NFL celebrations during the 2018 season were some of the best fans had ever seen. We had the Seattle Seahawks doing their little dance following a touchdown. We saw the Pittsburgh Steelers do a little hide-and-seek action. And, finally, the Minnesota Vikings had a limbo contest after one of its scores. Overall, players got super creative to show that spiking the ball or dunking it over the goal post crossbar were so 1995.
As great as all those NFL celebrations were, though, the league is considering a new rule that will slightly change the participants of those team touchdown dances and such, because, you know, that’s what the NFL does.
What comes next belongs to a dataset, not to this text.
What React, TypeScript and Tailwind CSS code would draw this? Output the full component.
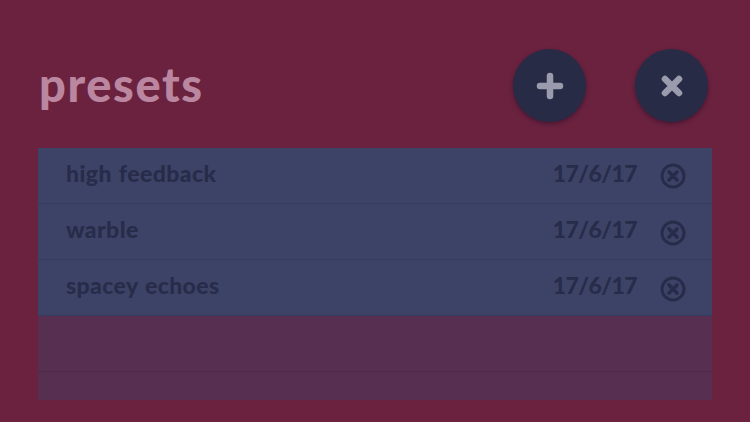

Remember, “No Fun League”, guys.
Although the proposed changes aren’t anything too major, according to The Washington Post, the league’s looking into prohibiting any players from the sidelines to leave and join in on the end zone celebrations with their teammates, with any participants who do so costing his team a 15-yard penalty. Players who are on the field at the time of the score can still act things out, however.
The league, at the suggestion of some teams, will give consideration to barring players from leaving the sideline to join on-field celebrations, according to people familiar with the NFL’s inner workings.
“If you’re on the field, fine,” one of those people said. “There would be no changes there. [But] there are some coaches and some clubs who don’t want to have players leaving the bench area to participate.”
A violation of the rule, if enacted, would result in an illegal celebration being called against the offending team and a 15-yard penalty being assessed. Currently, the NFL rule book prohibits any celebration that involves baiting or taunting an opponent; includes a violent gesture or is sexually suggestive or offensive; or is deemed prolonged or excessive.
NFL celebrations became more fun prior to the 2017 season, when the league announced that it would be more lenient with how players could be more free and creative following a touchdown. Suddenly, the celebrations became must-see TV, with fans loving how teams would script things before the game or on the sidelines. And, while that would still be able to happen if this new rule is passed, it just limits some other guys from joining in on the fun.
The Washington Post piece reported that the NFL’s Competition Committee is discussing the topic during this week’s meetings at the NFL Scouting Combine, and, should the group decide it’s worth presenting to owners at next month’s annual league meetings, it would then need to be voted on by 24 of the 32 teams in order to pass.
There’s really no harm in making this proposal a rule, but, let’s face it, who’s dying because a couple bench players are taking part in dancing around with their teammates? Nobody. It may take a few more seconds to clear everyone off the field, but who cares, let the players have fun together — it’s what’s made NFL celebrations so dope the past couple years, so the more the merrier.